Puis ce livre est en retard. La grande question que se poseraient aujourd’hui les hommes, serait celle de la « sortie de la virilité obligatoire ». Mais qui nous oblige aujourd’hui à être plus viril que jamais ? D’où vient cette idée « d’obligation » qui semble à Jablonka fondatrice de nos comportements ? Où a-t-il vu ça ? Au contraire, la société occidentale ne cesse-t-elle pas de dire depuis des décennies, que le temps des gros bras est révolu ? C’est ce diagnostic faussé qui rend ce livre assez caduc (sauf à l’épilogue où un dialogue intéressant avec lui-même s’instaure, mais il arrive si tard !). En réalité, la question passionnante est de savoir ce que font les femmes maintenant qu’elles détiennent une partie du pouvoir ? Oui, qu’en font-elles ? Qu’en feront-elles ? Vont-elles mimer les hommes ou en faire autre chose ? Vont-elles en faire bon usage, ou vont-elles le pervertir ? En jouiront-elles de la même façon que les hommes ? Vont-elles mener l’humanité ailleurs ? Pour le meilleur, ou pour le pire ? Tant de questions irrésolues et qui mériteraient étude.
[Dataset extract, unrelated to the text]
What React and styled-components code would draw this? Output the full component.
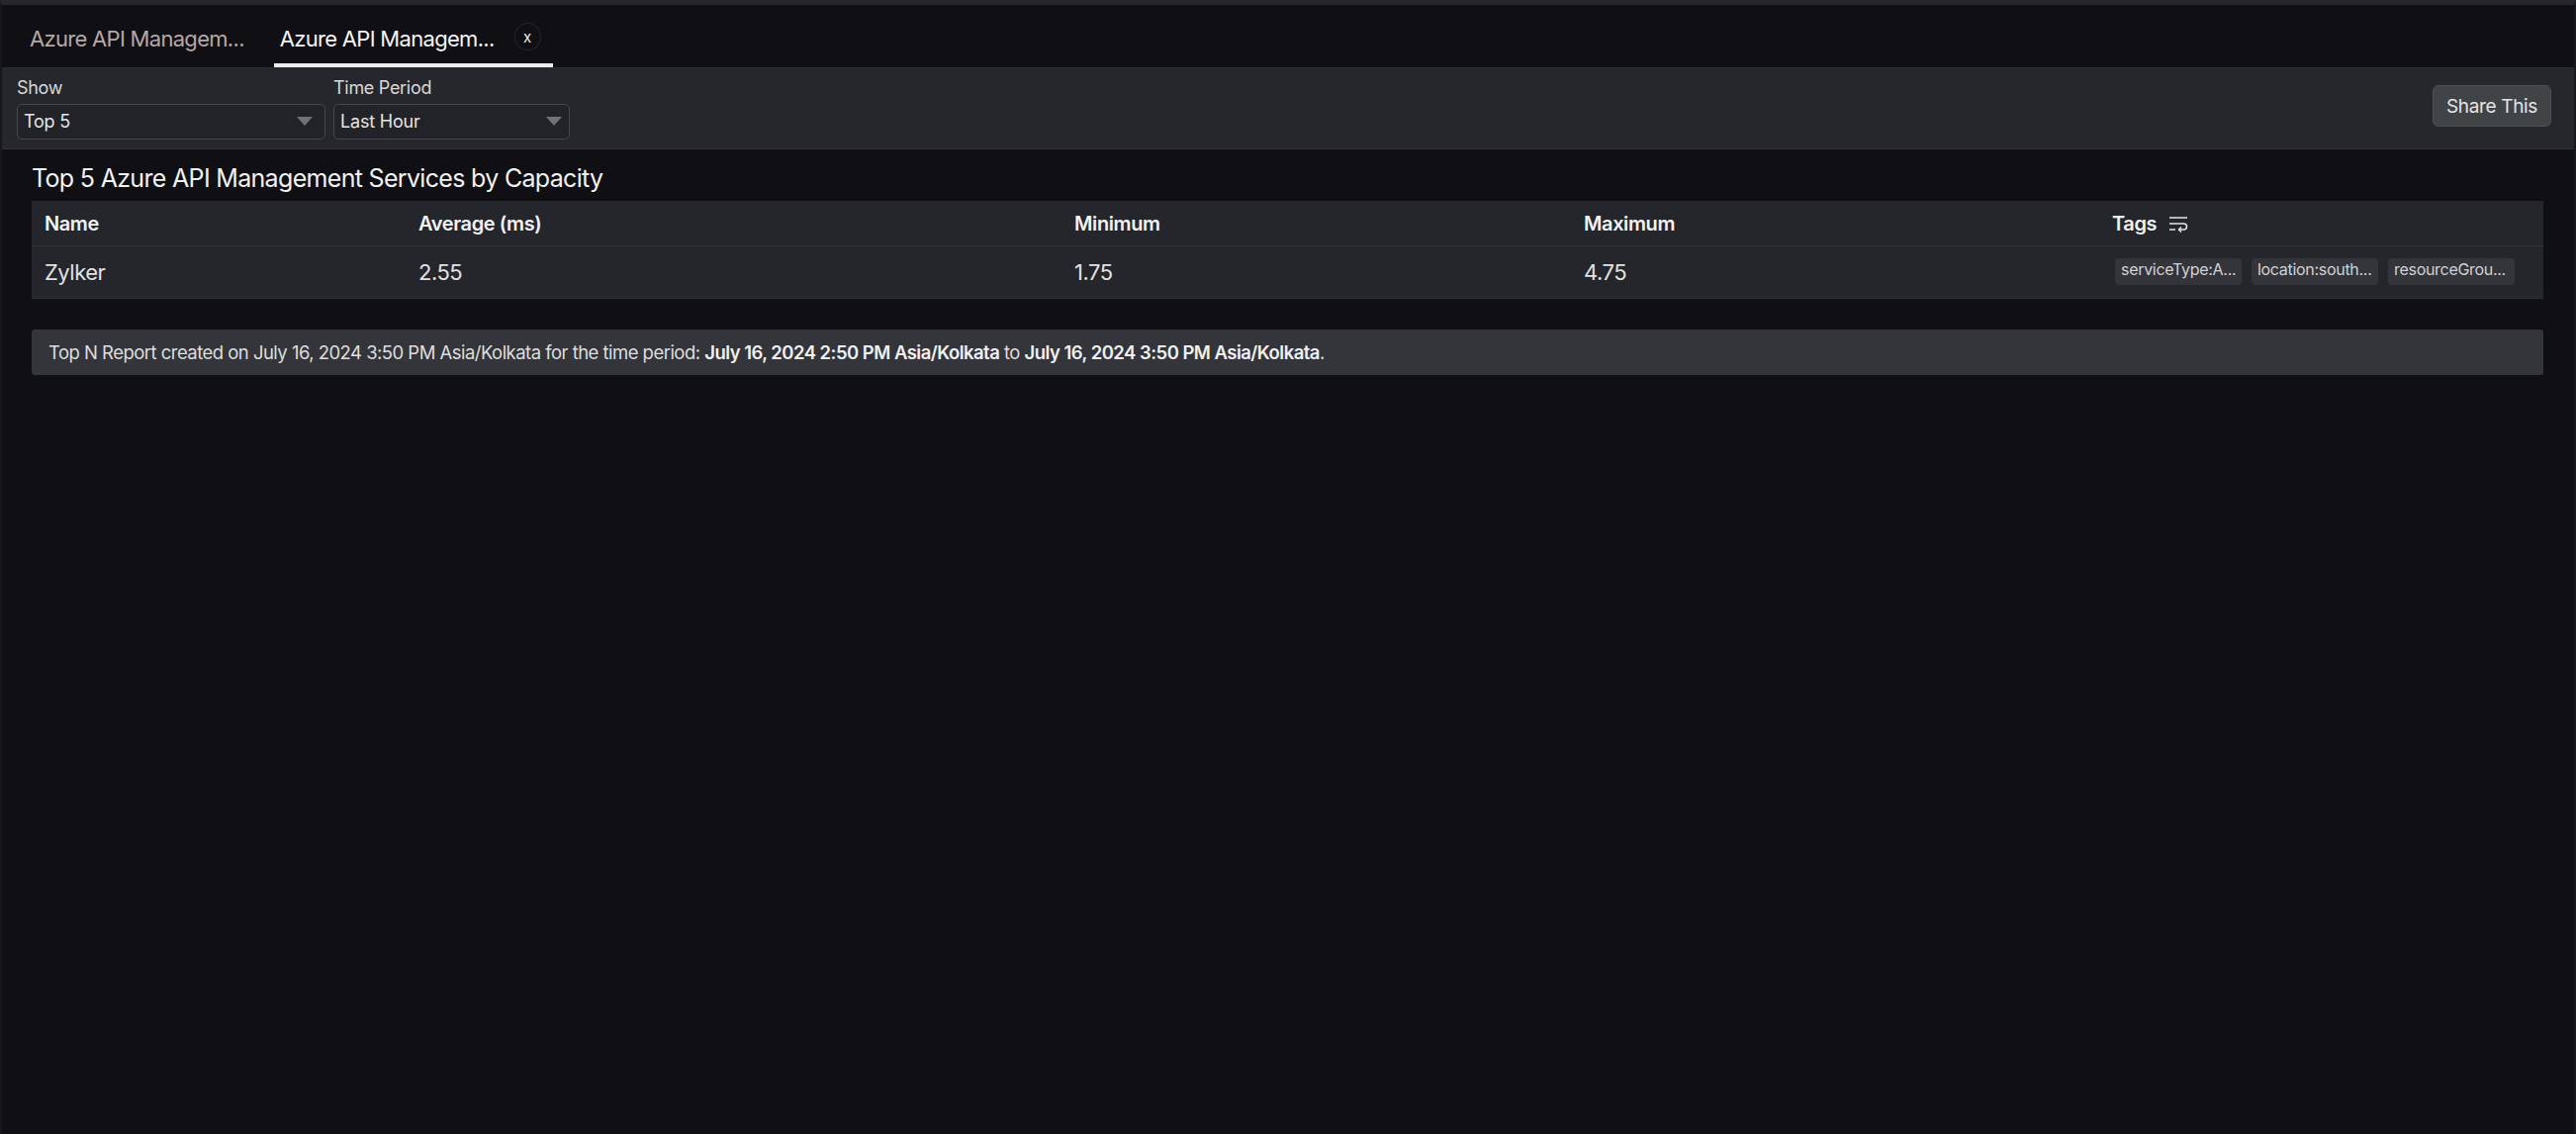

Siri Hustvedt, qui fait la couv de Transfuge, atteint elle le coeur des hommes. Avec ce roman, Souvenirs de l’avenir, elle s’adresse à ses lecteurs par le biais d’une histoire. Le « Tu me raconteras » juif fonctionne parfaitement pour nous faire correctement penser. Je ne me sens jamais visé, pris pour cible dans cette manière indirecte, ineffable de traiter du féminisme. Hustvedt nous raconte l’histoire de la fabrication d’une jeune intellectuelle new-yorkaise dans les années quatre-vingt, confrontée à des hommes qui ne la prennent pas au sérieux car elle est une femme, et qu’elle est très belle. Une construction intérieure donc, de ce personnage avec lequel nous allons vivre en empathie pendant près de quatre cents pages. J’ai compris grâce à cette romancière les difficultés qu’une femme a pu rencontrer face à des hommes sûrs de leur pouvoir intellectuel ancestral. L’ancestral donne confiance. Le livre m’a d’ailleurs ouvert sur des questions plus universelles : peut-on dialoguer avec quelqu’un sans vouloir gagner la partie à la fin ? Doit-on dialoguer pour convaincre l’autre ? Convaincre l’autre est-il une prise de pouvoir ?
Une bonne oeuvre ouvre sur des questionnements. Siri Hustvedt propose un féminisme dialectique, pris dans le flux de la vie, où désir, rejet, accident, déterminisme, pulsions contradictoires s’entremêlent, là où Jablonka s’enferre dans une paresseuse et dogmatique équation Dominant/Dominé. Qu’il se souvienne, Ivan Jablonka, de ce que dit le Talmud sur ce genre d’équation trop rationnelle et commode pour dire vrai. Qu’il se souvienne qu’une équation, c’est-à-dire un calcul, est l’inverse d’une pensée vivante. Heidegger écrivait que la pensée vivante ne doit pas être systémique. Elle est source de joie vitale, là où se nichent des changements possibles.